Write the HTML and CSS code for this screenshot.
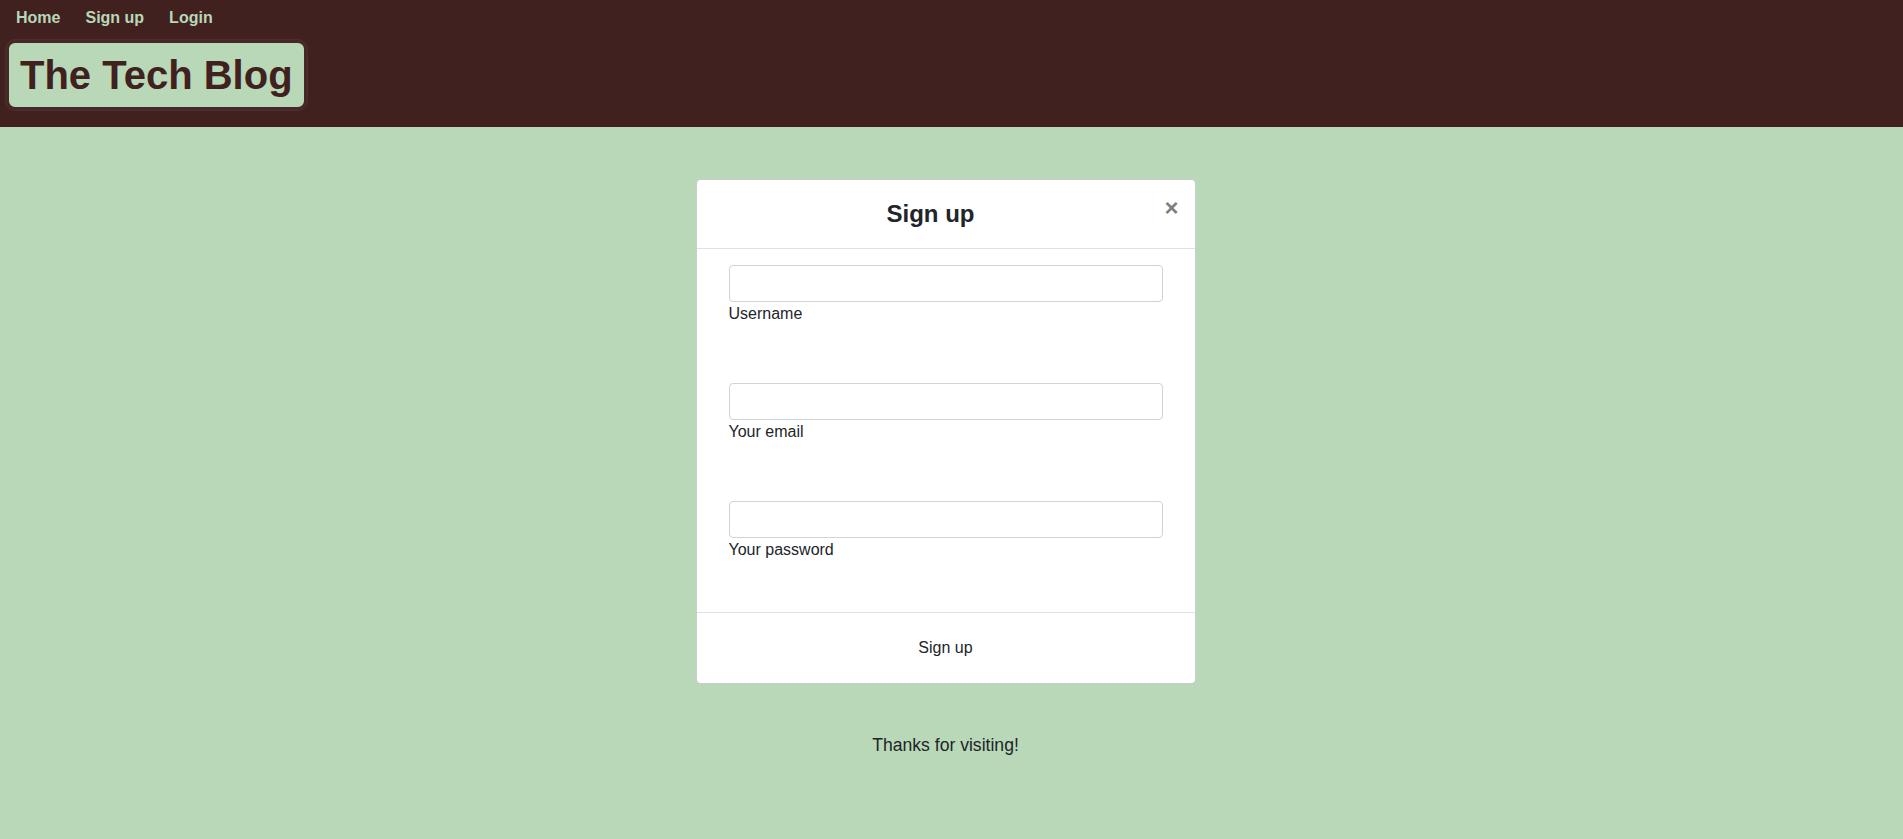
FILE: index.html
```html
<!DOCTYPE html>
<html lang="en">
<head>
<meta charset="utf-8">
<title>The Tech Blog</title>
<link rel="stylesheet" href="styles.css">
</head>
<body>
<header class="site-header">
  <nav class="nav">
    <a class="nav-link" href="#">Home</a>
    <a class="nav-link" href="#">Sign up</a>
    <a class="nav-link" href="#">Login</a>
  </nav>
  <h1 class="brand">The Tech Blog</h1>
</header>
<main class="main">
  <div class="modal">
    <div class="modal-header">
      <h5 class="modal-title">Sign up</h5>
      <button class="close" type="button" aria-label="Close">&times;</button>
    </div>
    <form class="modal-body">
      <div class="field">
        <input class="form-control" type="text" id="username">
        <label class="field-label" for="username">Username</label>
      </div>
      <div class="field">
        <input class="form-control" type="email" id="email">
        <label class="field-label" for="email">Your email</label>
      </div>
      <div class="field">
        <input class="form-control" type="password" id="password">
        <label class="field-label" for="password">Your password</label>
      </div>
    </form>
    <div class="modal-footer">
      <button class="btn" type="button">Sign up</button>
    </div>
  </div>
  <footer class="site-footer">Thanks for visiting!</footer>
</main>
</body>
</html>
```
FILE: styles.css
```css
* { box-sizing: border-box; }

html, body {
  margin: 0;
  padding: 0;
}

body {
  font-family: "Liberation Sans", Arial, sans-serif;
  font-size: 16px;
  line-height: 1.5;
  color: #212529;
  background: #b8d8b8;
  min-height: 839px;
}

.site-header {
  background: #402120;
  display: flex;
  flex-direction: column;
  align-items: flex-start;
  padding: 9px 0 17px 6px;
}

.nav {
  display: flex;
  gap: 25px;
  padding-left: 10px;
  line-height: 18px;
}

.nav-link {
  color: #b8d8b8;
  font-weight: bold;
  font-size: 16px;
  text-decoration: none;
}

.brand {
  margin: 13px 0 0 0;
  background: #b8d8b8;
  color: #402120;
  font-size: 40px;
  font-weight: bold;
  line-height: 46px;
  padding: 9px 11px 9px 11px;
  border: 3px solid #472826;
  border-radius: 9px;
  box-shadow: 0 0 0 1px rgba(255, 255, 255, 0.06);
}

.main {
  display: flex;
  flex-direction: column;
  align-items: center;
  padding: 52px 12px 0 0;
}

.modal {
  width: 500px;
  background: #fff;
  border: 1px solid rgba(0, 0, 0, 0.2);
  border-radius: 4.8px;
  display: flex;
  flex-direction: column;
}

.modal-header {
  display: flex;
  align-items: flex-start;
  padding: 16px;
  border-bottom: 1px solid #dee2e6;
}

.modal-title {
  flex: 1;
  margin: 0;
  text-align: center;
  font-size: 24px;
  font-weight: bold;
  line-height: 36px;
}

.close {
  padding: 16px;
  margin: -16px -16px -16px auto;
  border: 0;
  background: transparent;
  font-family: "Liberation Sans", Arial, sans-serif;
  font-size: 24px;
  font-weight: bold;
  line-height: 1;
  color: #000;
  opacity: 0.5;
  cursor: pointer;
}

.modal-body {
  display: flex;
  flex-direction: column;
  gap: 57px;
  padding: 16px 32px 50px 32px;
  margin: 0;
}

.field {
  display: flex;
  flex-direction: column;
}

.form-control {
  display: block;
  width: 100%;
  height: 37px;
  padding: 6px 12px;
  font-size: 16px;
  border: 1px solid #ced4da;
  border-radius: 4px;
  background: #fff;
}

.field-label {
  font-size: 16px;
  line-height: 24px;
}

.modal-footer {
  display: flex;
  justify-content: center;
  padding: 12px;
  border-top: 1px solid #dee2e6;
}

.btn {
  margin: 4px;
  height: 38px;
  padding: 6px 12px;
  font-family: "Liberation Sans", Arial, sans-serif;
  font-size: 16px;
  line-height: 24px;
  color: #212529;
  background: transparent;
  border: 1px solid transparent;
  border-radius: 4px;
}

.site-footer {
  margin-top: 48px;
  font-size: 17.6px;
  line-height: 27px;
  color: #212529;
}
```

• • • • •

## Objective
Transcribe the listing in full and omit the pictures.

## Result of the exercise
Write the HTML and CSS code for this screenshot.
FILE: index.html
```html
<!DOCTYPE html>
<html lang="en">
<head>
<meta charset="utf-8">
<title>The Tech Blog</title>
<link rel="stylesheet" href="styles.css">
</head>
<body>
<header class="site-header">
  <nav class="nav">
    <a class="nav-link" href="#">Home</a>
    <a class="nav-link" href="#">Sign up</a>
    <a class="nav-link" href="#">Login</a>
  </nav>
  <h1 class="brand">The Tech Blog</h1>
</header>
<main class="main">
  <div class="modal">
    <div class="modal-header">
      <h5 class="modal-title">Sign up</h5>
      <button class="close" type="button" aria-label="Close">&times;</button>
    </div>
    <form class="modal-body">
      <div class="field">
        <input class="form-control" type="text" id="username">
        <label class="field-label" for="username">Username</label>
      </div>
      <div class="field">
        <input class="form-control" type="email" id="email">
        <label class="field-label" for="email">Your email</label>
      </div>
      <div class="field">
        <input class="form-control" type="password" id="password">
        <label class="field-label" for="password">Your password</label>
      </div>
    </form>
    <div class="modal-footer">
      <button class="btn" type="button">Sign up</button>
    </div>
  </div>
  <footer class="site-footer">Thanks for visiting!</footer>
</main>
</body>
</html>
```
FILE: styles.css
```css
* { box-sizing: border-box; }

html, body {
  margin: 0;
  padding: 0;
}

body {
  font-family: "Liberation Sans", Arial, sans-serif;
  font-size: 16px;
  line-height: 1.5;
  color: #212529;
  background: #b8d8b8;
  min-height: 839px;
}

.site-header {
  background: #402120;
  display: flex;
  flex-direction: column;
  align-items: flex-start;
  padding: 9px 0 17px 6px;
}

.nav {
  display: flex;
  gap: 25px;
  padding-left: 10px;
  line-height: 18px;
}

.nav-link {
  color: #b8d8b8;
  font-weight: bold;
  font-size: 16px;
  text-decoration: none;
}

.brand {
  margin: 13px 0 0 0;
  background: #b8d8b8;
  color: #402120;
  font-size: 40px;
  font-weight: bold;
  line-height: 46px;
  padding: 9px 11px 9px 11px;
  border: 3px solid #472826;
  border-radius: 9px;
  box-shadow: 0 0 0 1px rgba(255, 255, 255, 0.06);
}

.main {
  display: flex;
  flex-direction: column;
  align-items: center;
  padding: 52px 12px 0 0;
}

.modal {
  width: 500px;
  background: #fff;
  border: 1px solid rgba(0, 0, 0, 0.2);
  border-radius: 4.8px;
  display: flex;
  flex-direction: column;
}

.modal-header {
  display: flex;
  align-items: flex-start;
  padding: 16px;
  border-bottom: 1px solid #dee2e6;
}

.modal-title {
  flex: 1;
  margin: 0;
  text-align: center;
  font-size: 24px;
  font-weight: bold;
  line-height: 36px;
}

.close {
  padding: 16px;
  margin: -16px -16px -16px auto;
  border: 0;
  background: transparent;
  font-family: "Liberation Sans", Arial, sans-serif;
  font-size: 24px;
  font-weight: bold;
  line-height: 1;
  color: #000;
  opacity: 0.5;
  cursor: pointer;
}

.modal-body {
  display: flex;
  flex-direction: column;
  gap: 57px;
  padding: 16px 32px 50px 32px;
  margin: 0;
}

.field {
  display: flex;
  flex-direction: column;
}

.form-control {
  display: block;
  width: 100%;
  height: 37px;
  padding: 6px 12px;
  font-size: 16px;
  border: 1px solid #ced4da;
  border-radius: 4px;
  background: #fff;
}

.field-label {
  font-size: 16px;
  line-height: 24px;
}

.modal-footer {
  display: flex;
  justify-content: center;
  padding: 12px;
  border-top: 1px solid #dee2e6;
}

.btn {
  margin: 4px;
  height: 38px;
  padding: 6px 12px;
  font-family: "Liberation Sans", Arial, sans-serif;
  font-size: 16px;
  line-height: 24px;
  color: #212529;
  background: transparent;
  border: 1px solid transparent;
  border-radius: 4px;
}

.site-footer {
  margin-top: 48px;
  font-size: 17.6px;
  line-height: 27px;
  color: #212529;
}
```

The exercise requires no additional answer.